[start RECORDED INFORMATION]

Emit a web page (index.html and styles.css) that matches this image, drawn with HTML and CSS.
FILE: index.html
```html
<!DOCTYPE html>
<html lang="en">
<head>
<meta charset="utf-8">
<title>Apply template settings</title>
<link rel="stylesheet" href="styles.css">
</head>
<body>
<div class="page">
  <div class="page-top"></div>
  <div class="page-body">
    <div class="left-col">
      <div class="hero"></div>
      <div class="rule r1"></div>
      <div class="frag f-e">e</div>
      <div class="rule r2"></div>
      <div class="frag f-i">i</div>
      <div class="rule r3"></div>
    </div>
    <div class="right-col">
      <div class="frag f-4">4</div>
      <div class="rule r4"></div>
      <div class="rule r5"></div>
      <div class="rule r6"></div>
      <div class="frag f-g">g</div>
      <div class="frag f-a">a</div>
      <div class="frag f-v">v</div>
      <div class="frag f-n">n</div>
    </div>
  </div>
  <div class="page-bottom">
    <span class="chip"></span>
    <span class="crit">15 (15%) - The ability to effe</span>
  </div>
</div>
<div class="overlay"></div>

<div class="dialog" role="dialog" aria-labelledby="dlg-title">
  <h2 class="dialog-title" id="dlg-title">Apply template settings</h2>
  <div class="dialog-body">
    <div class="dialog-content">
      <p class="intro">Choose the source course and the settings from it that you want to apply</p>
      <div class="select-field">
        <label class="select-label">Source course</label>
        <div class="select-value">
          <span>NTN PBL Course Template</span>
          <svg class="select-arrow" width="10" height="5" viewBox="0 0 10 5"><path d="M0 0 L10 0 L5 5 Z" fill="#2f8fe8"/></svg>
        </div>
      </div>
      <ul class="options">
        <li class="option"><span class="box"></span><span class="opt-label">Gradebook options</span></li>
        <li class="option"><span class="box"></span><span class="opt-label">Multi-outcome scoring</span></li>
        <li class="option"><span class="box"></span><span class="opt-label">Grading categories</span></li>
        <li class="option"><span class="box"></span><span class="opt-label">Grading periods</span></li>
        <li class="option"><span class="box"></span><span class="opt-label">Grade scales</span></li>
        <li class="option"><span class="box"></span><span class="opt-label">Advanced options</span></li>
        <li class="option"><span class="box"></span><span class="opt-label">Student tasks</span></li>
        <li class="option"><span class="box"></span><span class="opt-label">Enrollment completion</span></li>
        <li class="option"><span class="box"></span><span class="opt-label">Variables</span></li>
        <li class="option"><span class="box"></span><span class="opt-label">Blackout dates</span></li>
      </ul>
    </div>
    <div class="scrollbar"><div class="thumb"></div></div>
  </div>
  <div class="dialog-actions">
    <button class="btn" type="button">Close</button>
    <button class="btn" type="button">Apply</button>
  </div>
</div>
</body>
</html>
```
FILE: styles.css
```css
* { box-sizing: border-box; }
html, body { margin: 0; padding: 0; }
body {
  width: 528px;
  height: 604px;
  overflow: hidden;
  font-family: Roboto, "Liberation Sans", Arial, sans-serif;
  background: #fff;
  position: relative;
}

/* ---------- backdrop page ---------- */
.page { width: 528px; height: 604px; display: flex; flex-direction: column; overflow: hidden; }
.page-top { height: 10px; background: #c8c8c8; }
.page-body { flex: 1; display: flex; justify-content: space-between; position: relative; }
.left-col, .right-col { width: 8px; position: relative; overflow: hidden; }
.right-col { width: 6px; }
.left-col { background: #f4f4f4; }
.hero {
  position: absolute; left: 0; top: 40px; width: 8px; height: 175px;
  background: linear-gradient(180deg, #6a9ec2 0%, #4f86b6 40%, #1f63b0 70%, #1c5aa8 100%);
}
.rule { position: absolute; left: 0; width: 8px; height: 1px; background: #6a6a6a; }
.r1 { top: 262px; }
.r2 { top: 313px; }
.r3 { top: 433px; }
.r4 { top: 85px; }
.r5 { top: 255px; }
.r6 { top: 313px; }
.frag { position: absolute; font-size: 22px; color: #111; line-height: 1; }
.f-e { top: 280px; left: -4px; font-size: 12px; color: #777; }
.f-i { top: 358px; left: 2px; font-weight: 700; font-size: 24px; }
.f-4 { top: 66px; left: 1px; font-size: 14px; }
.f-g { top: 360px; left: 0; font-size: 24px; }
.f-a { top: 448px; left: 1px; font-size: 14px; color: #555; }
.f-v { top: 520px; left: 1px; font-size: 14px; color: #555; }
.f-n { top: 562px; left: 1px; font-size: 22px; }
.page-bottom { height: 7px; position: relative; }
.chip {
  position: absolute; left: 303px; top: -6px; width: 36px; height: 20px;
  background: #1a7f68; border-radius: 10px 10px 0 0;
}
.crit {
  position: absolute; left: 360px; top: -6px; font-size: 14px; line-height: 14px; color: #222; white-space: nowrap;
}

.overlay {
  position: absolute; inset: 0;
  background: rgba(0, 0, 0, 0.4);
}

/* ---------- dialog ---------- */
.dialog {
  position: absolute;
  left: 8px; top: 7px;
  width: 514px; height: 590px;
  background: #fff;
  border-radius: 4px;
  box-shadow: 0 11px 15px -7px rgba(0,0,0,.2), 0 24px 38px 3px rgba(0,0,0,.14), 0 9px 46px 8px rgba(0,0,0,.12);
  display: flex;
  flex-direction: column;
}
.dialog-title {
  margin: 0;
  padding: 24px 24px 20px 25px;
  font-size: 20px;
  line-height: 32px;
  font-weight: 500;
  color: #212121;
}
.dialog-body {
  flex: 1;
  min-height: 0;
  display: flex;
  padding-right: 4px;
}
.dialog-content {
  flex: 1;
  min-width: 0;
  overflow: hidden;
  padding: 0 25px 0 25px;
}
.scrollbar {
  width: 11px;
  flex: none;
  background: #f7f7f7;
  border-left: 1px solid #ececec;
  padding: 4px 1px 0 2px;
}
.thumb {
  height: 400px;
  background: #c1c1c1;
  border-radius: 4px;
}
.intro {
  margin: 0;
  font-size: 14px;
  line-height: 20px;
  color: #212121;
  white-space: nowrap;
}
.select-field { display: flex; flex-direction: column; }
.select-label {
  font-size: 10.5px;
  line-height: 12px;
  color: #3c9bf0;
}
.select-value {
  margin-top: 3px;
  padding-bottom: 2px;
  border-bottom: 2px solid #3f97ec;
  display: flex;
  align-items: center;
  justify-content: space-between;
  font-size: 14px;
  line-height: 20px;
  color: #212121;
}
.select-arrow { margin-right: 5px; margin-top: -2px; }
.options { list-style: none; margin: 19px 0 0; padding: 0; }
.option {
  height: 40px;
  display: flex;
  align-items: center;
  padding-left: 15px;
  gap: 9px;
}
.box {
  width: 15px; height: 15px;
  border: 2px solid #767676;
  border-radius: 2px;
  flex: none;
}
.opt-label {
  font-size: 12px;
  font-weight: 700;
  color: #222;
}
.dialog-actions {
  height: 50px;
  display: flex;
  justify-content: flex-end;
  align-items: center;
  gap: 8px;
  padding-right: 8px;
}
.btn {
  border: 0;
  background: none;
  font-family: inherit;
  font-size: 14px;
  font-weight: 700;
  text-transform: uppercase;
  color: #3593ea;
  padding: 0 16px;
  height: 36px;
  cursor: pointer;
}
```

[end RECORDED INFORMATION]

Return every line exactly.

Emit a web page (index.html and styles.css) that matches this image, drawn with HTML and CSS.
FILE: index.html
```html
<!DOCTYPE html>
<html lang="en">
<head>
<meta charset="utf-8">
<title>Apply template settings</title>
<link rel="stylesheet" href="styles.css">
</head>
<body>
<div class="page">
  <div class="page-top"></div>
  <div class="page-body">
    <div class="left-col">
      <div class="hero"></div>
      <div class="rule r1"></div>
      <div class="frag f-e">e</div>
      <div class="rule r2"></div>
      <div class="frag f-i">i</div>
      <div class="rule r3"></div>
    </div>
    <div class="right-col">
      <div class="frag f-4">4</div>
      <div class="rule r4"></div>
      <div class="rule r5"></div>
      <div class="rule r6"></div>
      <div class="frag f-g">g</div>
      <div class="frag f-a">a</div>
      <div class="frag f-v">v</div>
      <div class="frag f-n">n</div>
    </div>
  </div>
  <div class="page-bottom">
    <span class="chip"></span>
    <span class="crit">15 (15%) - The ability to effe</span>
  </div>
</div>
<div class="overlay"></div>

<div class="dialog" role="dialog" aria-labelledby="dlg-title">
  <h2 class="dialog-title" id="dlg-title">Apply template settings</h2>
  <div class="dialog-body">
    <div class="dialog-content">
      <p class="intro">Choose the source course and the settings from it that you want to apply</p>
      <div class="select-field">
        <label class="select-label">Source course</label>
        <div class="select-value">
          <span>NTN PBL Course Template</span>
          <svg class="select-arrow" width="10" height="5" viewBox="0 0 10 5"><path d="M0 0 L10 0 L5 5 Z" fill="#2f8fe8"/></svg>
        </div>
      </div>
      <ul class="options">
        <li class="option"><span class="box"></span><span class="opt-label">Gradebook options</span></li>
        <li class="option"><span class="box"></span><span class="opt-label">Multi-outcome scoring</span></li>
        <li class="option"><span class="box"></span><span class="opt-label">Grading categories</span></li>
        <li class="option"><span class="box"></span><span class="opt-label">Grading periods</span></li>
        <li class="option"><span class="box"></span><span class="opt-label">Grade scales</span></li>
        <li class="option"><span class="box"></span><span class="opt-label">Advanced options</span></li>
        <li class="option"><span class="box"></span><span class="opt-label">Student tasks</span></li>
        <li class="option"><span class="box"></span><span class="opt-label">Enrollment completion</span></li>
        <li class="option"><span class="box"></span><span class="opt-label">Variables</span></li>
        <li class="option"><span class="box"></span><span class="opt-label">Blackout dates</span></li>
      </ul>
    </div>
    <div class="scrollbar"><div class="thumb"></div></div>
  </div>
  <div class="dialog-actions">
    <button class="btn" type="button">Close</button>
    <button class="btn" type="button">Apply</button>
  </div>
</div>
</body>
</html>
```
FILE: styles.css
```css
* { box-sizing: border-box; }
html, body { margin: 0; padding: 0; }
body {
  width: 528px;
  height: 604px;
  overflow: hidden;
  font-family: Roboto, "Liberation Sans", Arial, sans-serif;
  background: #fff;
  position: relative;
}

/* ---------- backdrop page ---------- */
.page { width: 528px; height: 604px; display: flex; flex-direction: column; overflow: hidden; }
.page-top { height: 10px; background: #c8c8c8; }
.page-body { flex: 1; display: flex; justify-content: space-between; position: relative; }
.left-col, .right-col { width: 8px; position: relative; overflow: hidden; }
.right-col { width: 6px; }
.left-col { background: #f4f4f4; }
.hero {
  position: absolute; left: 0; top: 40px; width: 8px; height: 175px;
  background: linear-gradient(180deg, #6a9ec2 0%, #4f86b6 40%, #1f63b0 70%, #1c5aa8 100%);
}
.rule { position: absolute; left: 0; width: 8px; height: 1px; background: #6a6a6a; }
.r1 { top: 262px; }
.r2 { top: 313px; }
.r3 { top: 433px; }
.r4 { top: 85px; }
.r5 { top: 255px; }
.r6 { top: 313px; }
.frag { position: absolute; font-size: 22px; color: #111; line-height: 1; }
.f-e { top: 280px; left: -4px; font-size: 12px; color: #777; }
.f-i { top: 358px; left: 2px; font-weight: 700; font-size: 24px; }
.f-4 { top: 66px; left: 1px; font-size: 14px; }
.f-g { top: 360px; left: 0; font-size: 24px; }
.f-a { top: 448px; left: 1px; font-size: 14px; color: #555; }
.f-v { top: 520px; left: 1px; font-size: 14px; color: #555; }
.f-n { top: 562px; left: 1px; font-size: 22px; }
.page-bottom { height: 7px; position: relative; }
.chip {
  position: absolute; left: 303px; top: -6px; width: 36px; height: 20px;
  background: #1a7f68; border-radius: 10px 10px 0 0;
}
.crit {
  position: absolute; left: 360px; top: -6px; font-size: 14px; line-height: 14px; color: #222; white-space: nowrap;
}

.overlay {
  position: absolute; inset: 0;
  background: rgba(0, 0, 0, 0.4);
}

/* ---------- dialog ---------- */
.dialog {
  position: absolute;
  left: 8px; top: 7px;
  width: 514px; height: 590px;
  background: #fff;
  border-radius: 4px;
  box-shadow: 0 11px 15px -7px rgba(0,0,0,.2), 0 24px 38px 3px rgba(0,0,0,.14), 0 9px 46px 8px rgba(0,0,0,.12);
  display: flex;
  flex-direction: column;
}
.dialog-title {
  margin: 0;
  padding: 24px 24px 20px 25px;
  font-size: 20px;
  line-height: 32px;
  font-weight: 500;
  color: #212121;
}
.dialog-body {
  flex: 1;
  min-height: 0;
  display: flex;
  padding-right: 4px;
}
.dialog-content {
  flex: 1;
  min-width: 0;
  overflow: hidden;
  padding: 0 25px 0 25px;
}
.scrollbar {
  width: 11px;
  flex: none;
  background: #f7f7f7;
  border-left: 1px solid #ececec;
  padding: 4px 1px 0 2px;
}
.thumb {
  height: 400px;
  background: #c1c1c1;
  border-radius: 4px;
}
.intro {
  margin: 0;
  font-size: 14px;
  line-height: 20px;
  color: #212121;
  white-space: nowrap;
}
.select-field { display: flex; flex-direction: column; }
.select-label {
  font-size: 10.5px;
  line-height: 12px;
  color: #3c9bf0;
}
.select-value {
  margin-top: 3px;
  padding-bottom: 2px;
  border-bottom: 2px solid #3f97ec;
  display: flex;
  align-items: center;
  justify-content: space-between;
  font-size: 14px;
  line-height: 20px;
  color: #212121;
}
.select-arrow { margin-right: 5px; margin-top: -2px; }
.options { list-style: none; margin: 19px 0 0; padding: 0; }
.option {
  height: 40px;
  display: flex;
  align-items: center;
  padding-left: 15px;
  gap: 9px;
}
.box {
  width: 15px; height: 15px;
  border: 2px solid #767676;
  border-radius: 2px;
  flex: none;
}
.opt-label {
  font-size: 12px;
  font-weight: 700;
  color: #222;
}
.dialog-actions {
  height: 50px;
  display: flex;
  justify-content: flex-end;
  align-items: center;
  gap: 8px;
  padding-right: 8px;
}
.btn {
  border: 0;
  background: none;
  font-family: inherit;
  font-size: 14px;
  font-weight: 700;
  text-transform: uppercase;
  color: #3593ea;
  padding: 0 16px;
  height: 36px;
  cursor: pointer;
}
```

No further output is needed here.